Really enjoyed reading your beautiful prose.What had caught my eye was Pohanginaso just had to read. I grew up at Aratika on Midland Rd off Valley Rd on the way to Feilding and Raumai was our favourite swimming hole with the Totara Reserve a special treat. We used to visit the Arbons at Komako because of long family associations and I have many memories of big gatherings on the lawn, watching movie reels and swimming in the creek!
Pixelpoppy — always great to hear from locals, especially when I get insights into life in the valley. Thank you :-) I used to be more involved with the valley community, sitting on the PV Community Committee for a while back in its early days when John Barclay chaired it. John I got the newsletter going and I produced the first 21 issues before deciding I'd done my bit. I'm glad to see it's still going after all this time :-D
Thank you for this, I will watch it.
I love the silent and completely unknown nature of our interactions with other beings. I keep native geckos under a permit from DOC. I keep them in part to save them from predators, but mainly because of the joy and fear I experience in their presence. I will never know what they think or feel. But I can be near them and so in some way experience the presence of a wild and utterly, and forever, unknown other. I love the fact that they silently exist, in secret, all around us. Despite our bluster and bother.
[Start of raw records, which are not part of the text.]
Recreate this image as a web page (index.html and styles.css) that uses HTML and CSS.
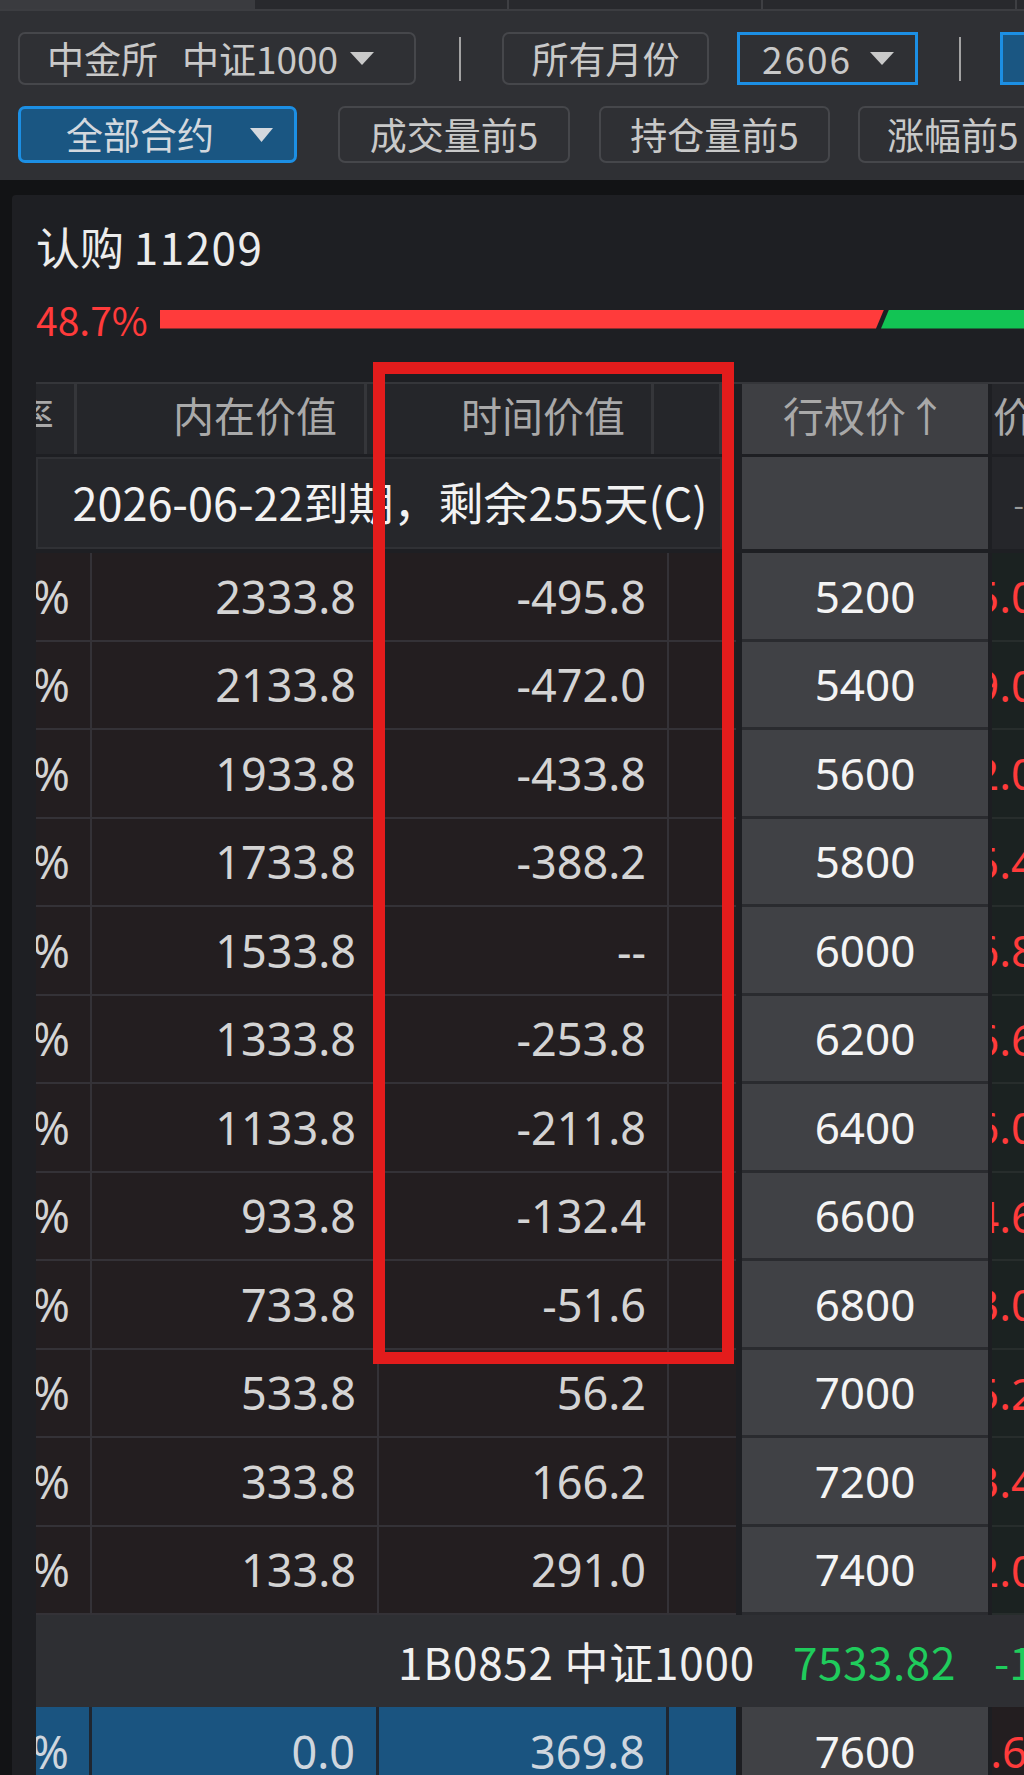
FILE: index.html
```html
<!DOCTYPE html>
<html lang="zh-CN">
<head>
<meta charset="utf-8">
<title>期权T型报价</title>
<link rel="stylesheet" href="styles.css">
</head>
<body>
<div class="tabs">
  <div class="tab tab-first"></div>
  <div class="tab"></div>
  <div class="tab"></div>
  <div class="tab"></div>
</div>

<div class="toolbar">
  <div class="tb-row tb-row1">
    <div class="btn btn-exch"><span>中金所</span><span class="sp-gap">中证1000</span><svg class="arrow" width="24" height="13" viewBox="0 0 24 13"><polygon points="0,0 24,0 12,13"/></svg></div>
    <div class="vsep"></div>
    <div class="btn btn-month">所有月份</div>
    <div class="btn btn-code"><span class="num">2606</span><svg class="arrow" width="24" height="13" viewBox="0 0 24 13"><polygon points="0,0 24,0 12,13"/></svg></div>
    <div class="vsep vsep2"></div>
    <div class="btn btn-more"></div>
  </div>
  <div class="tb-row tb-row2">
    <div class="btn btn-all"><span>全部合约</span><svg class="arrow" width="23" height="14" viewBox="0 0 23 14"><polygon points="0,0 23,0 11.5,14"/></svg></div>
    <div class="btn btn-vol">成交量前5</div>
    <div class="btn btn-oi">持仓量前5</div>
    <div class="btn btn-up">涨幅前5</div>
  </div>
</div>

<div class="panel">
  <div class="title">认购 <span class="title-num">11209</span></div>
  <div class="ratio">
    <span class="ratio-label">48.7%</span>
    <div class="bar-red"></div>
    <div class="bar-green"></div>
  </div>

  <div class="thead">
    <div class="h h0"><span>变化率</span></div>
    <div class="h h1">内在价值</div>
    <div class="h h2">时间价值</div>
    <div class="h h3"></div>
    <div class="hgap"></div>
    <div class="h hs">行权价↑</div>
    <div class="hgap2"></div>
    <div class="h h5"><span>价格</span></div>
  </div>

  <div class="texp">
    <div class="e-main">2026-06-22到期，剩余255天(C)</div>
    <div class="hgap"></div>
    <div class="e-strike"></div>
    <div class="hgap2"></div>
    <div class="e-right">-</div>
  </div>

  <div class="tbody">
    <div class="tr"><div class="c ca">%</div><div class="c cb">2333.8</div><div class="c cc">-495.8</div><div class="c cd"></div><div class="g1"></div><div class="s">5200</div><div class="g2"></div><div class="r"><span>5.05</span></div></div>
    <div class="tr"><div class="c ca">%</div><div class="c cb">2133.8</div><div class="c cc">-472.0</div><div class="c cd"></div><div class="g1"></div><div class="s">5400</div><div class="g2"></div><div class="r"><span>9.04</span></div></div>
    <div class="tr"><div class="c ca">%</div><div class="c cb">1933.8</div><div class="c cc">-433.8</div><div class="c cd"></div><div class="g1"></div><div class="s">5600</div><div class="g2"></div><div class="r"><span>2.03</span></div></div>
    <div class="tr"><div class="c ca">%</div><div class="c cb">1733.8</div><div class="c cc">-388.2</div><div class="c cd"></div><div class="g1"></div><div class="s">5800</div><div class="g2"></div><div class="r"><span>5.41</span></div></div>
    <div class="tr"><div class="c ca">%</div><div class="c cb">1533.8</div><div class="c cc">--</div><div class="c cd"></div><div class="g1"></div><div class="s">6000</div><div class="g2"></div><div class="r"><span>6.82</span></div></div>
    <div class="tr"><div class="c ca">%</div><div class="c cb">1333.8</div><div class="c cc">-253.8</div><div class="c cd"></div><div class="g1"></div><div class="s">6200</div><div class="g2"></div><div class="r"><span>6.63</span></div></div>
    <div class="tr"><div class="c ca">%</div><div class="c cb">1133.8</div><div class="c cc">-211.8</div><div class="c cd"></div><div class="g1"></div><div class="s">6400</div><div class="g2"></div><div class="r"><span>6.07</span></div></div>
    <div class="tr"><div class="c ca">%</div><div class="c cb">933.8</div><div class="c cc">-132.4</div><div class="c cd"></div><div class="g1"></div><div class="s">6600</div><div class="g2"></div><div class="r"><span>4.62</span></div></div>
    <div class="tr"><div class="c ca">%</div><div class="c cb">733.8</div><div class="c cc">-51.6</div><div class="c cd"></div><div class="g1"></div><div class="s">6800</div><div class="g2"></div><div class="r"><span>3.05</span></div></div>
    <div class="tr"><div class="c ca">%</div><div class="c cb">533.8</div><div class="c cc">56.2</div><div class="c cd"></div><div class="g1"></div><div class="s">7000</div><div class="g2"></div><div class="r"><span>5.23</span></div></div>
    <div class="tr"><div class="c ca">%</div><div class="c cb">333.8</div><div class="c cc">166.2</div><div class="c cd"></div><div class="g1"></div><div class="s">7200</div><div class="g2"></div><div class="r"><span>3.44</span></div></div>
    <div class="tr"><div class="c ca">%</div><div class="c cb">133.8</div><div class="c cc">291.0</div><div class="c cd"></div><div class="g1"></div><div class="s">7400</div><div class="g2"></div><div class="r"><span>2.06</span></div></div>
  </div>

  <div class="index-row">
    <span class="idx-name">1B0852 中证1000</span>
    <span class="idx-price">7533.82</span>
    <span class="idx-chg">-1</span>
  </div>

  <div class="tr tr-sel">
    <div class="c ca">%</div><div class="c cb">0.0</div><div class="c cc">369.8</div><div class="c cd"></div><div class="g1"></div><div class="s">7600</div><div class="g2"></div><div class="r r-sel"><span>0.65</span></div>
  </div>
</div>

<div class="mark"></div>
</body>
</html>
```

FILE: styles.css
```css
html, body {
  margin: 0;
  padding: 0;
}

body {
  position: relative;
  width: 1024px;
  height: 1775px;
  overflow: hidden;
  background: #121315;
  font-family: "Noto Sans CJK SC", "Noto Sans", sans-serif;
}

/* top tab strip */
.tabs {
  display: flex;
  height: 9px;
  background: #28292d;
  border-bottom: 2px solid #3c3d41;
}
.tab {
  width: 252px;
  border-right: 2px solid #3e3f43;
}
.tab-first {
  width: 255px;
  background: #3a3b3f;
  border-right: 0;
}

/* toolbar */
.toolbar {
  background: #2f3034;
  height: 169px;
  box-sizing: border-box;
  padding: 21px 0 0 18px;
  overflow: hidden;
}
.tb-row {
  display: flex;
  align-items: center;
  white-space: nowrap;
}
.tb-row1 { height: 53px; }
.tb-row2 { height: 57px; margin-top: 21px; }

.btn {
  box-sizing: border-box;
  height: 100%;
  display: flex;
  align-items: center;
  flex-shrink: 0;
  border: 2px solid #46474b;
  border-radius: 7px;
  color: #c9c9c9;
  font-size: 37px;
  line-height: 1;
}
.arrow { fill: #c9c9c9; flex-shrink: 0; }

.btn-exch { width: 398px; padding-left: 27px; }
.btn-exch .sp-gap { margin-left: 24px; }
.btn-exch .arrow { margin-left: 12px; }

.vsep {
  width: 2px;
  height: 44px;
  background: #a3a3a3;
  margin-left: 43px;
  flex-shrink: 0;
}
.vsep2 { margin-left: 41px; }

.btn-month { width: 207px; margin-left: 41px; justify-content: center; }
.btn-code {
  width: 181px;
  margin-left: 28px;
  padding-left: 22px;
  border: 3px solid #1c8fe4;
  border-radius: 0;
}
.btn-code .num { letter-spacing: 2px; }
.btn-code .arrow { margin-left: 18px; }
.btn-more {
  width: 60px;
  margin-left: 39px;
  border: 3px solid #1c8fe4;
  border-radius: 0;
  background: #1a5682;
}

.btn-all {
  width: 279px;
  padding-left: 45px;
  background: #1a5682;
  border: 3px solid #1c8fe4;
  border-radius: 7px;
  color: #d3d8de;
}
.btn-all .arrow { margin-left: 36px; fill: #d3d8de; }
.btn-vol { width: 232px; margin-left: 41px; justify-content: center; }
.btn-oi { width: 231px; margin-left: 29px; justify-content: center; }
.btn-up { width: 200px; margin-left: 28px; padding-left: 27px; }

/* panel */
.panel {
  margin: 15px 0 0 12px;
  padding-left: 24px;
  height: 1580px;
  background: #1e1f23;
  border-radius: 4px 0 0 0;
  overflow: hidden;
}

.title {
  margin-top: 27px;
  height: 48px;
  line-height: 48px;
  font-size: 44px;
  color: #ececec;
  white-space: nowrap;
}
.title-num { letter-spacing: 1.5px; }

.ratio {
  display: flex;
  align-items: center;
  margin-top: 29px;
  height: 40px;
  white-space: nowrap;
}
.ratio-label {
  width: 124px;
  flex-shrink: 0;
  font-size: 39px;
  line-height: 40px;
  color: #ff3b3b;
}
.bar-red {
  width: 724px;
  height: 19px;
  flex-shrink: 0;
  background: #ff3b3b;
  clip-path: polygon(0 0, 100% 0, calc(100% - 8px) 100%, 0 100%);
}
.bar-green {
  width: 200px;
  height: 19px;
  flex-shrink: 0;
  margin-left: -3px;
  background: #12c454;
  clip-path: polygon(8px 0, 100% 0, 100% 100%, 0 100%);
}

/* header row */
.thead {
  display: flex;
  margin-top: 43px;
  height: 72px;
  box-sizing: border-box;
  border-top: 2px solid #35363a;
  background: #25262a;
  white-space: nowrap;
}
.h {
  box-sizing: border-box;
  height: 100%;
  display: flex;
  align-items: center;
  justify-content: flex-end;
  flex-shrink: 0;
  overflow: hidden;
  padding-bottom: 10px;
  font-size: 41px;
  line-height: 1;
  color: #a9a9a9;
  border-right: 3px solid #35363a;
}
.h0 { width: 41px; padding-right: 20px; }
.h1 { width: 290px; padding-right: 27px; }
.h2 { width: 287px; padding-right: 26px; }
.h3 { width: 68px; }
.hgap { width: 20px; flex-shrink: 0; background: #1e1f23; }
.hgap2 { width: 4px; flex-shrink: 0; background: #1e1f23; }
.hs {
  width: 246px;
  justify-content: center;
  background: #3e3f43;
  border-right: 0;
}
.h5 {
  flex: 1;
  justify-content: flex-start;
  border-right: 0;
  padding-left: 1px;
}

/* expiry row */
.texp {
  display: flex;
  height: 92px;
  margin-top: 3px;
  white-space: nowrap;
}
.e-main {
  box-sizing: border-box;
  width: 686px;
  flex-shrink: 0;
  border: 2px solid #303135;
  background: #26272b;
  display: flex;
  align-items: center;
  justify-content: center;
  padding-left: 22px;
  padding-bottom: 4px;
  font-size: 45px;
  line-height: 1;
  color: #f2f2f2;
}
.e-strike {
  width: 246px;
  flex-shrink: 0;
  background: #404145;
}
.e-right {
  flex: 1;
  background: #25262a;
  color: #9a9a9a;
  font-size: 30px;
  display: flex;
  align-items: center;
  justify-content: flex-end;
}

/* data rows */
.tbody { margin-top: 4px; }
.tr {
  display: flex;
  height: 88.5px;
  white-space: nowrap;
}
.c {
  box-sizing: border-box;
  height: 100%;
  flex-shrink: 0;
  overflow: hidden;
  display: flex;
  align-items: center;
  justify-content: flex-end;
  padding-right: 21px;
  background: #231e20;
  border-right: 2px solid #343237;
  border-bottom: 2px solid #343237;
  font-family: "Noto Sans", "Open Sans", sans-serif;
  font-size: 45px;
  line-height: 1;
  color: #d4d4d4;
}
.ca { width: 56px; padding-right: 20px; }
.cb { width: 287px; }
.cc { width: 290px; }
.cd { width: 67px; border-right: 0; }
.g1 { width: 6px; flex-shrink: 0; background: #1d1e22; }
.g2 { width: 4px; flex-shrink: 0; background: #1d1e22; }
.s {
  box-sizing: border-box;
  width: 246px;
  flex-shrink: 0;
  height: 100%;
  display: flex;
  align-items: center;
  justify-content: center;
  background: #404145;
  border-bottom: 3px solid #2a2b2f;
  font-family: "Noto Sans", "Open Sans", sans-serif;
  font-size: 44px;
  line-height: 1;
  color: #f4f4f4;
}
.r {
  box-sizing: border-box;
  flex: 1;
  height: 100%;
  overflow: hidden;
  display: flex;
  align-items: center;
  background: #1b2221;
  border-bottom: 2px solid #272d2c;
  font-family: "Noto Sans", "Open Sans", sans-serif;
  font-size: 44px;
  line-height: 1;
  color: #ff3b3b;
}
.r span { margin-left: -18px; }

/* index row */
.index-row {
  height: 92px;
  display: flex;
  align-items: center;
  background: #2e2f33;
  padding-left: 362px;
  white-space: nowrap;
  font-size: 44px;
  line-height: 1;
}
.idx-name { color: #f0f0f0; flex-shrink: 0; letter-spacing: 0.8px; }
.idx-price { color: #1fcc5c; margin-left: 38px; flex-shrink: 0; letter-spacing: 0.6px; }
.idx-chg { color: #1fcc5c; margin-left: 38px; flex-shrink: 0; }

/* selected row */
.tr-sel .c {
  background: #1a5480;
  border-right: 3px solid #1f2630;
  border-bottom: 0;
  color: #cfd6de;
}
.tr-sel .cd { border-right: 0; }
.tr-sel .s { border-bottom: 0; }
.r-sel { background: #231e20; border-bottom: 0; }
.r-sel span { margin-left: -27px; }

/* annotation box */
.mark {
  position: absolute;
  left: 373px;
  top: 362px;
  width: 361px;
  height: 1002px;
  box-sizing: border-box;
  border: 12px solid #e31c1c;
}
```
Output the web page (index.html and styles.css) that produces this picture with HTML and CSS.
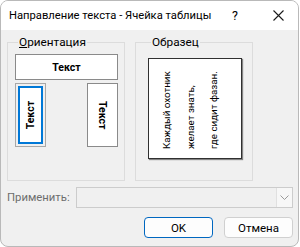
FILE: index.html
```html
<!DOCTYPE html>
<html lang="ru">

<head>
	<meta charset="UTF-8">
	<title>Направление текста - Ячейка таблицы</title>
	<link rel="stylesheet" href="styles.css">
</head>

<body>
	<div class="dialog">
		<div class="titlebar">
			<span class="title">Направление текста - Ячейка таблицы</span>
			<span class="help">?</span>
			<span class="close">
				<svg width="11" height="11" viewBox="0 0 11 11">
					<path d="M0.5 0.5 L10.5 10.5 M10.5 0.5 L0.5 10.5" stroke="#1a1a1a" stroke-width="1.1" fill="none" />
				</svg>
			</span>
		</div>

		<div class="content">
			<div class="groups">
				<!-- Orientation choices -->
				<fieldset class="group orient">
					<legend><u>О</u>риентация</legend>
					<div class="btn-h">Текст</div>
					<div class="vrow">
						<div class="btn-v focused">
							<div class="selected"><span class="up">Текст</span></div>
						</div>
						<div class="btn-v"><span class="down">Текст</span></div>
					</div>
				</fieldset>

				<!-- Preview -->
				<fieldset class="group sample">
					<legend>Образец</legend>
					<div class="paper">
						<p>Каждый охотник<br>желает знать,<br>где сидит фазан.</p>
					</div>
				</fieldset>
			</div>

			<div class="apply">
				<span class="apply-label">Применить:</span>
				<div class="combo">
					<div class="combo-arrow">
						<svg width="9" height="5" viewBox="0 0 9 5">
							<path d="M0.5 0.5 L4.5 4.5 L8.5 0.5" stroke="#9a9a9a" stroke-width="1" fill="none" />
						</svg>
					</div>
				</div>
			</div>

			<div class="buttons">
				<button class="btn default">OK</button>
				<button class="btn">Отмена</button>
			</div>
		</div>
	</div>
</body>

</html>
```

FILE: styles.css
```css
body {
	margin: 0;
	background: #ffffff;
	font-family: Roboto, "Noto Sans", sans-serif;
	font-size: 11.3px;
	color: #000;
}

.dialog {
	width: 299px;
	height: 247px;
	box-sizing: border-box;
	border: 1px solid #b9b9b9;
	border-radius: 8px;
	overflow: hidden;
	background: #f0f0f0;
	display: flex;
	flex-direction: column;
}

.titlebar {
	height: 29px;
	background: #ffffff;
	display: flex;
	align-items: center;
	padding-left: 8px;
	flex-shrink: 0;
	white-space: nowrap;
}

.title {
	flex: 1;
	line-height: 16px;
	font-size: 11.2px;
}

.help {
	width: 8px;
	margin-right: 33px;
	font-size: 12.5px;
}

.close {
	width: 11px;
	height: 11px;
	margin-right: 14px;
	display: flex;
}

.content {
	padding: 4px 5px 0 6px;
	flex: 1;
	display: flex;
	flex-direction: column;
}

.groups {
	display: flex;
	gap: 10px;
}

.group {
	margin: 0;
	border: 1px solid #dcdcdc;
	width: 118px;
	height: 147px;
	box-sizing: border-box;
	padding: 4px 0 0 0;
}

.group legend {
	padding: 0 1px;
	margin-left: 3px;
	line-height: 16px;
	font-size: 11.8px;
}

.orient {
	padding-left: 7px;
}

.btn-h {
	width: 103px;
	height: 26px;
	box-sizing: border-box;
	border: 1px solid #8a8a8a;
	background: #fff;
	font-weight: bold;
	font-size: 10.5px;
	display: flex;
	align-items: center;
	justify-content: center;
}

.vrow {
	display: flex;
	justify-content: space-between;
	width: 103px;
	margin-top: 3px;
}

.btn-v {
	width: 31px;
	height: 64px;
	box-sizing: border-box;
	border: 1px solid #8a8a8a;
	background: #fff;
	font-weight: bold;
	font-size: 10.5px;
	display: flex;
	align-items: center;
	justify-content: center;
}

.btn-v.focused {
	border: 1px dotted #333;
	outline: 1px solid #a8a8a8;
	outline-offset: -1px;
	padding: 2px;
	background: #f0f0f0;
}

.selected {
	width: 100%;
	height: 100%;
	box-sizing: border-box;
	border: 2px solid #0078d7;
	background: #fff;
	display: flex;
	align-items: center;
	justify-content: center;
}

.up {
	writing-mode: vertical-rl;
	transform: rotate(180deg);
}

.down {
	writing-mode: vertical-rl;
}

.sample {
	padding-left: 12px;
	padding-top: 8px;
}

.paper {
	width: 94px;
	height: 101px;
	box-sizing: border-box;
	border: 1px solid #303030;
	background: #fff;
	box-shadow: 1px 1px 1px rgba(0, 0, 0, 0.45);
	display: flex;
	justify-content: flex-start;
	padding-left: 6px;
}

.paper p {
	margin: 0;
	writing-mode: vertical-rl;
	transform: rotate(180deg);
	white-space: nowrap;
	line-height: 23.5px;
	font-size: 9.8px;
	padding-top: 9px;
}

.apply {
	display: flex;
	align-items: center;
	margin-top: 6px;
}

.apply-label {
	color: #6d6d6d;
	width: 69px;
	flex-shrink: 0;
	white-space: nowrap;
}

.combo {
	width: 217px;
	height: 21px;
	box-sizing: border-box;
	border: 1px solid #cccccc;
	background: #f0f0f0;
	display: flex;
	justify-content: flex-end;
}

.combo-arrow {
	width: 15px;
	border-left: 1px solid #e0e0e0;
	background: #f7f7f7;
	display: flex;
	align-items: center;
	justify-content: center;
}

.buttons {
	display: flex;
	justify-content: flex-end;
	gap: 11px;
	margin-top: 9px;
}

.btn {
	width: 69px;
	height: 21px;
	box-sizing: border-box;
	border: 1px solid #d0d0d0;
	border-radius: 4px;
	background: #fdfdfd;
	font-family: inherit;
	font-size: 11.5px;
	padding: 0;
	color: #000;
}

.btn.default {
	border-color: #0067c0;
}
```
I too know the Pohangina Valley. As a young girl I came face to face with a round faced polecat on a wild and windswept Pohangina Valley hillside. I will never forget that.
Louise, I love geckos but I haven't seen one in the wild for decades. I hope that's mostly because they're good at staying out of sight — that they're there, as you say, silently existing, in secret, all around us.
Curiously, one of my earliest memories of the Pohangina Valley is of meeting a polecat on the road at night. That was many years before I moved to the Valley, and I never dreamed I'd end up living here.